According to him, the attacks had raised significant concerns about the security situation in the region, which has been a flashpoint of terrorist attacks over the years.

Ndume said the development called for concerted and coordinated efforts of the security agencies to address the state of insecurity in Borno State and other parts of the country, experiencing similar situations.

He stressed the need for the military to adopt scientific and technologically based warfare with the use of modern softwares and facilities to fight the menace.

Ndume, however, urged his colleagues to observe a minute of silence for the deceased, and asked the National Emergency Management Agency (NEMA) to intensify efforts by providing relief materials to the victims of the attacks.

He equally asked the federal government to direct the security agencies in the country to deploy the use of modern technology in the fight against insurgency and to make concerted efforts in securing the hot spots inhabited by the insurgents, namely, the Lake Chad Region, Sambisa Forest; and Mandara Mountains, respectively.

Ndume’s prayers were adopted and approved by the Senate.

But an additional prayer by Oshiomhole urging the Senate Committee on Army and Air Force to carry out oversight on the way the funds appropriated for the military in the past were expended, was rejected by the red chamber.

Oshiomhole alleged that some past security chiefs established universities not teaching anything about security while the Navy even bought a yacht.

The Edo North senator was of the view that banditry and insurgency would have been successfully fought if the money was spent on modern technology and scientific equipment currently being used to fight criminality across the World.

“The Senate Committee on Army and Air Force should ensure that we do not only provide more money to the armed forces, that we guide jealously what they use that money to procure.

“This is because,  under the supervision and oversight of this National Assembly, previous service chiefs had spent money to build universities in their various communities.

“Those are the kind of resources that should be used to procure modern technology. And to think that money will be diverted to non-essentials. And as we speak, those institutions are not teaching anything about security. They are just another glorified university.

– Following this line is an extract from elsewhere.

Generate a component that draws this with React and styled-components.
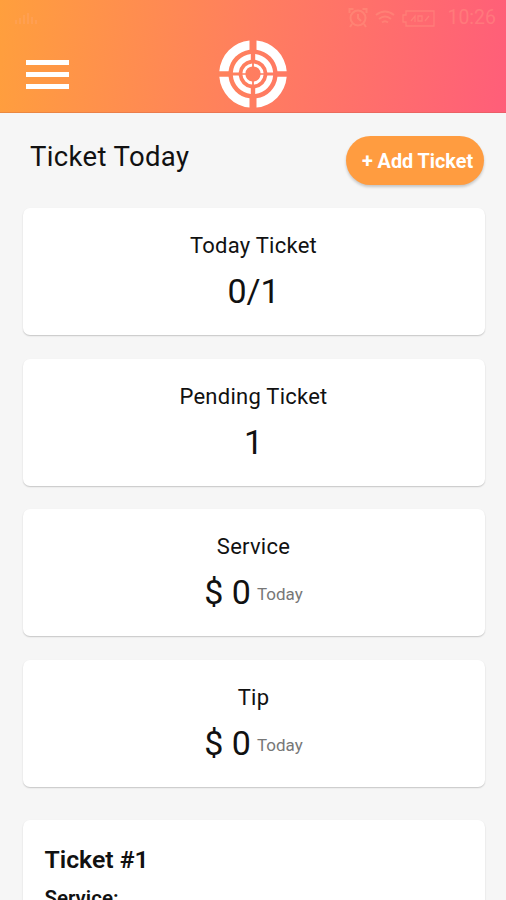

“I think that this House has the power to appropriate. We should focus strictly on the items that the army and the Air Force and other security agencies are going to spend the money to do. Otherwise, everybody knows we need modern technology.

“We must assist them to redirect their procurement policies to focus on the technology. Otherwise, we can decline to approve appropriation if the details are not such that those managing the system will use the money strictly in a manner that will do justice to our collective feeling about redirecting and moving more and more towards technology,” Oshiomhole said.

But Ndume, who was Chairman, Senate Committee on the Army for several years while addressing journalists after the plenary, clarified that the funds appropriated for the purpose of fighting banditry and insurgency were never diverted.

He, also, said the funds for the establishment of universities by the military were fully appropriated for by the both chambers of the National Assembly.

“It is wrong to assume that the funds for military equipment were diverted to building of universities. Funds for the establishment of those institutions were dully appropriated.

“The Senate was also of the opinion that a call for the probe of military expenditure in the past should come in form of a proper motion and not as an additional prayers,” he said.

Senator Jimoh Ibrahim, in his contribution, lamented the proliferation of arms among Nigerians and shocked his colleagues that about 277 guns were currently in the hands of some persons within the National Assembly.

“Living with insecurity is gradually becoming the only way to understand security and we cannot allow this trend to continue because of the danger that it portrays.

“I don’t want to take much of your time, but I will say clearly. It cost nothing for the intelligence army to get devices in their phone to know where these notorious criminals live.

“As I’m here, I check my phone regularly and I know the number of guns that are very close to me here. This is just less than 1,000 installations. Within us now, there are over 277 guns around here.”